Mr. Montagu having left Elizabeth for a few days for business at Newcastle, she writes to him—
“How very fortunate are those few who in the Person they love, meet with the principles of Honour and Virtue to guide them through the World, but this, my fortune, so happy and so rare, shall not breed in me that insolence of opinion that I deserve it, but I will still look up to Heaven and you with gratitude and continual acknowledgments.”
This sufficiently indicates the happiness and mutual confidence reigning between the newly wedded pair.
On October 2 Dr. Conyers Middleton wrote Mrs. Montagu a long letter, mainly a dissertation on marriage and its duties. He alludes to his pleasure at her having her three youngest brothers with her, calling them “enfans trouvés by a sister unknown to them,” and he adds—
“I shall always think myself particularly interested in their success, for they were all born under my roof, which may, one day perhaps, derive an accession of fame from that circumstance. If I should live to see any of them in the University, it would be a pleasure to me to do everything in my power that might be of use to their improvement.”

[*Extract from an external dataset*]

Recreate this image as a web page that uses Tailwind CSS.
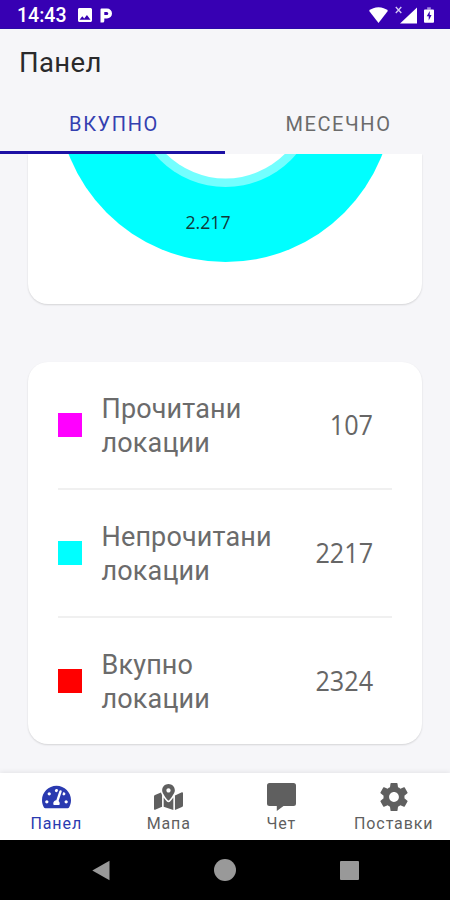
<!DOCTYPE html>
<html lang="mk">
<head>
  <meta charset="UTF-8" />
  <meta name="viewport" content="width=device-width, initial-scale=1.0" />
  <title>Панел</title>
  <script src="https://cdn.jsdelivr.net/npm/@tailwindcss/browser@4"></script>
</head>
<body class="bg-[#f6f6f9] font-['Roboto',sans-serif]">
  <div class="w-[450px] h-[900px] flex flex-col overflow-hidden">
    <!-- Status bar -->
    <div class="h-[29px] shrink-0 bg-[#3700b3] border-b border-[#2a0aa8] flex items-center text-white pl-[17px] pr-[15px] pt-[2px]">
      <span class="text-[19.500px] leading-none font-medium w-[61px] pt-[2px] whitespace-nowrap">14:43</span>
      <svg class="w-[14px] h-[14px]" viewBox="3 3 18 18" fill="currentColor"><path d="M21 19V5c0-1.100-.9-2-2-2H5c-1.100 0-2 .9-2 2v14c0 1.100.9 2 2 2h14c1.100 0 2-.9 2-2zM8.500 13.500l2.500 3.010L14.500 12l4.500 6H5l3.500-4.500z"/></svg>
      <svg class="w-[12px] h-[15px] ml-[8px]" viewBox="0 0 12 15" fill="currentColor" fill-rule="evenodd"><path d="M.5 1.500Q.5.500 1.500.500H7a5 5 0 0 1 0 10H4.300V13a1.500 1.500 0 0 1-1.500 1.500H.5zM4.300 4v3H6.800a1.500 1.500 0 0 0 0-3z"/></svg>
      <svg class="w-[19px] h-[16px] ml-auto" viewBox="0 0 19 16" fill="currentColor"><path d="M9.500 16L0 3.800C2.500 1.500 5.800.3 9.500.3S16.500 1.500 19 3.800z"/></svg>
      <svg class="w-[23px] h-[18px] ml-[7px]" viewBox="0 0 23 18"><path d="M22 1.500V17.500H5z" fill="currentColor"/><path d="M.8 1l5.500 6M6.300 1L.8 7" stroke="#d7ccf5" stroke-width="1.300"/></svg>
      <svg class="w-[10px] h-[16px] ml-[6px] mr-[1px]" viewBox="0 0 11 17"><path d="M3.500 0h4v2.500h-4z" fill="#a58be0"/><path d="M1 2.500H10a1 1 0 0 1 1 1v12.500a1 1 0 0 1-1 1H1a1 1 0 0 1-1-1V3.500a1 1 0 0 1 1-1z" fill="currentColor"/><path d="M6.300 4L3 10h2.200v4.500L8.300 8.600H6.300z" fill="#3700b3"/></svg>
    </div>

    <!-- Header -->
    <header class="h-[66px] shrink-0 flex items-center pl-[19px] pt-[2px]">
      <h1 class="text-[27.500px] leading-none text-[#2a2a2c] tracking-[0.350px]">Панел</h1>
    </header>

    <!-- Tabs -->
    <div class="h-[59px] shrink-0 flex text-[20px] leading-none tracking-[1.600px]">
      <div class="w-1/2 flex items-center justify-center text-[#3440b0] border-b-[3px] border-[#1c10a4] pt-[2px] pl-[3px]">ВКУПНО</div>
      <div class="w-1/2 flex items-center justify-center text-[#6b6b6b] pb-[1px] pl-[2px]">МЕСЕЧНО</div>
    </div>

    <!-- Content -->
    <main class="flex-1 min-h-0 px-[28px]">
      <div class="h-[150px] bg-white rounded-b-[20px] shadow-[0_1px_2px_rgba(0,0,0,0.14)] [clip-path:inset(0_-4px_-4px_-4px)]">
        <svg class="block w-[394px] h-[150px]" viewBox="28 154 394 150">
          <circle cx="225.500" cy="94" r="168" fill="#00ffff"/>
          <circle cx="225.500" cy="94.500" r="92.500" fill="#73ffff"/>
          <circle cx="225.500" cy="94.500" r="84" fill="#fff"/>
          <text x="185.500" y="229.300" font-size="18.500" textLength="45" lengthAdjust="spacingAndGlyphs" fill="#103a3a" class="font-['Open_Sans',sans-serif]">2.217</text>
        </svg>
      </div>

      <div class="mt-[58px] h-[382px] bg-white rounded-[20px] shadow-[0_1px_2px_rgba(0,0,0,0.14)] px-[30px] text-[#6b6b6b] text-[27px] leading-[34px] tracking-[0.150px]">
        <div class="h-[128px] flex items-center border-b-2 border-[#f0f0f0]">
          <span class="w-6 h-6 bg-[#ff00ff]"></span>
          <p class="ml-[19.500px] w-[190px] pt-[2px]">Прочитани<br>локации</p>
          <span class="ml-auto mr-[19px] pb-[3px] text-[28px] tracking-normal text-[#666] font-['Open_Sans',sans-serif] scale-x-90 origin-right">107</span>
        </div>
        <div class="h-[128px] flex items-center border-b-2 border-[#f0f0f0]">
          <span class="w-6 h-6 bg-[#00ffff]"></span>
          <p class="ml-[19.500px] w-[190px] pt-[2px]">Непрочитани<br>локации</p>
          <span class="ml-auto mr-[19px] pb-[3px] text-[28px] tracking-normal text-[#666] font-['Open_Sans',sans-serif] scale-x-90 origin-right">2217</span>
        </div>
        <div class="h-[126px] flex items-center">
          <span class="w-6 h-6 bg-[#ff0000]"></span>
          <p class="ml-[19.500px] w-[190px] pt-[2px]">Вкупно<br>локации</p>
          <span class="ml-auto mr-[19px] pb-[3px] text-[28px] tracking-normal text-[#666] font-['Open_Sans',sans-serif] scale-x-90 origin-right">2324</span>
        </div>
      </div>
    </main>

    <!-- Bottom navigation -->
    <nav class="h-[67px] shrink-0 grid grid-cols-4 bg-white shadow-[0_-1px_5px_rgba(0,0,0,0.08)] text-[#5f5f5f] text-[16px] leading-none tracking-[0.900px]">
      <a class="flex flex-col items-center text-[#2a3ab0]">
        <svg class="w-[29px] h-[26px] mt-[11px]" viewBox="0 0 576 512" fill="currentColor"><path d="M288 32C128.940 32 0 160.940 0 320c0 52.800 14.250 102.260 39.060 144.800 5.610 9.620 16.300 15.200 27.440 15.200h443c11.140 0 21.830-5.580 27.440-15.200C561.750 422.260 576 372.800 576 320c0-159.060-128.940-288-288-288zm0 64c14.710 0 26.580 10.130 30.320 23.650-1.110 2.260-2.640 4.230-3.450 6.670l-9.220 27.670c-5.130 3.490-10.970 6.010-17.640 6.010-17.670 0-32-14.330-32-32S270.330 96 288 96zM96 384c-17.670 0-32-14.330-32-32s14.330-32 32-32 32 14.330 32 32-14.330 32-32 32zm48-160c-17.670 0-32-14.330-32-32s14.330-32 32-32 32 14.330 32 32-14.330 32-32 32zm246.770-72.410l-61.330 184C343.130 347.330 352 364.540 352 384c0 11.720-3.380 22.550-8.880 32H232.880c-5.500-9.450-8.880-20.280-8.880-32 0-33.940 26.500-61.430 59.900-63.590l61.340-184.010c4.170-12.560 17.730-19.450 30.360-15.170 12.570 4.190 19.350 17.790 15.170 30.360zm14.660 57.200l15.520-46.550c3.470-1.290 7.130-2.230 11.050-2.230 17.670 0 32 14.330 32 32s-14.330 32-32 32c-11.380-.01-20.890-6.280-26.570-15.220zM480 384c-17.670 0-32-14.330-32-32s14.330-32 32-32 32 14.330 32 32-14.330 32-32 32z"/></svg>
        <span class="mt-[6px]">Панел</span>
      </a>
      <a class="flex flex-col items-center">
        <svg class="w-[29px] h-[26px] mt-[11px]" viewBox="0 0 576 512" fill="currentColor"><path d="M288 0c-69.590 0-126 56.410-126 126 0 56.260 82.350 158.800 113.900 196.020 6.390 7.540 17.820 7.540 24.200 0C331.650 284.800 414 182.260 414 126 414 56.410 357.590 0 288 0zm0 168c-23.200 0-42-18.800-42-42s18.800-42 42-42 42 18.800 42 42-18.800 42-42 42zM20.120 215.950A32.006 32.006 0 0 0 0 245.660v250.320c0 11.320 11.430 19.060 21.940 14.860L160 448V214.920c-8.840-15.980-16.070-31.540-21.250-46.420L20.120 215.950zM288 359.670c-14.070 0-27.380-6.180-36.510-16.960-19.660-23.200-40.570-49.620-59.490-76.720v182l192 64V266c-18.920 27.090-39.820 53.520-59.490 76.720-9.130 10.770-22.440 16.950-36.510 16.950zm266.060-198.510L416 224v288l139.880-55.950A31.996 31.996 0 0 0 576 426.340V176.020c0-11.320-11.430-19.060-21.940-14.860z"/></svg>
        <span class="mt-[6px]">Мапа</span>
      </a>
      <a class="flex flex-col items-center">
        <svg class="w-[29px] h-[28px] mt-[10px]" viewBox="0 0 29 28" fill="currentColor"><path d="M2.500 0h24A2.500 2.500 0 0 1 29 2.500v18a2.500 2.500 0 0 1-2.500 2.500H16.500L9.800 28V23H2.500A2.500 2.500 0 0 1 0 20.500v-18A2.500 2.500 0 0 1 2.500 0z"/></svg>
        <span class="mt-[5px]">Чет</span>
      </a>
      <a class="flex flex-col items-center">
        <svg class="w-[28px] h-[28px] mt-[10px]" viewBox="2 2 20 20" fill="currentColor"><path d="M19.430 12.980c.04-.32.07-.64.07-.98s-.03-.66-.07-.98l2.110-1.650c.19-.15.24-.42.12-.64l-2-3.460c-.12-.22-.39-.3-.61-.22l-2.490 1c-.52-.4-1.080-.73-1.690-.98l-.38-2.650C14.460 2.180 14.250 2 14 2h-4c-.25 0-.46.18-.49.42l-.38 2.650c-.61.25-1.170.59-1.690.98l-2.490-1c-.23-.09-.49 0-.61.22l-2 3.460c-.13.22-.07.49.12.64l2.110 1.650c-.04.32-.07.65-.07.98s.03.66.07.98l-2.110 1.650c-.19.15-.24.42-.12.64l2 3.460c.12.22.39.3.61.22l2.490-1c.52.4 1.080.73 1.690.98l.38 2.650c.03.24.24.42.49.42h4c.25 0 .46-.18.49-.42l.38-2.650c.61-.25 1.170-.59 1.690-.98l2.490 1c.23.09.49 0 .61-.22l2-3.460c.12-.22.07-.49-.12-.64l-2.110-1.650zM12 15.500c-1.930 0-3.500-1.570-3.500-3.500s1.570-3.500 3.500-3.500 3.500 1.570 3.500 3.500-1.570 3.500-3.500 3.500z"/></svg>
        <span class="mt-[5px]">Поставки</span>
      </a>
    </nav>

    <!-- System navigation -->
    <div class="h-[60px] shrink-0 bg-black text-[#999] flex items-center pl-[92px] pr-[91px] justify-between">
      <svg class="w-[18px] h-[21px]" viewBox="0 0 18 21" fill="currentColor"><path d="M17.500.8v19.400L.3 10.500z"/></svg>
      <span class="w-[22px] h-[22px] rounded-full bg-[#999]"></span>
      <span class="w-[19px] h-[19px] rounded-[1px] bg-[#999]"></span>
    </div>
  </div>
</body>
</html>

This shows that Mrs. Robinson had been accustomed to stay with her mother, the first Mrs. Middleton, for her latter frequent confinements, though Elizabeth and some of the elder sons were born at York. Dr. Middleton begs Mr. and Mrs. Montagu to pay him a visit at Cambridge on their return to London, and states, “This university had the honour of Mr. Montagu’s education, and claims some share in yours.”
PÈRE LE COURAYER —
WORKSOP
Being detained by business in the north, Mrs. Montagu wrote to Mrs. Donnellan to send her a winter mantle and muff, and as prices of those times may interest my readers, I will mention the blue velvet mantle cost £5, the ermine muff one guinea. In Mrs. Donnellan’s letter the Père Courayer sends his compliments and good wishes to Mrs. Montagu. As he figures much in later letters, I give a short sketch of his biography. Peter Francis le Courayer was born in 1681, and was a Normandy ecclesiastic; although a Roman Catholic, he had the courage to defend the ordinances of the English Church, for which the Pope censured him severely. He left France for England, and went to Oxford, where he lodged with Mrs. Chenevix, the famous toy-woman. He was made LL.D., and translated Father Paul’s “History of the Council of Trent,” also Sleidan’s “History of the Reformation.” He was well known to Horace Walpole. He died in 1776. His pet-name was “the little Père.” In a letter of the duchess’s of October 9 from Welbeck, where she was visiting her mother, Lady Oxford, she says—
“Mamma was so obliging last week as to carry us to Worksop Manor,[242] the Duke of Norfolk’s.[243] The Designs are noble and grand, they have made great plantations. The gardener told me he had planted last year 300,000 Forest trees, besides sowing three score bushels of seeds. The approach to the house is fine. I don’t like the house though it was built by Bess of Harwicke, whose wisdom I have in great reverence: the best apartment is up two pair of stairs, the additional offices lately built are exceedingly good, the Dairy much prettier than that we saw at Richmond. The servant told us the Duchess gave the chief direction for the building, had planted those woods, had drawn the plan for that piece of water of 120 acres. The Duke’s time is chiefly occupied with drawing plans for Bee hives! With difficulty I kept my countenance....
[242] Worksop was burnt down in 1761. The duke here mentioned built 500 rooms to it.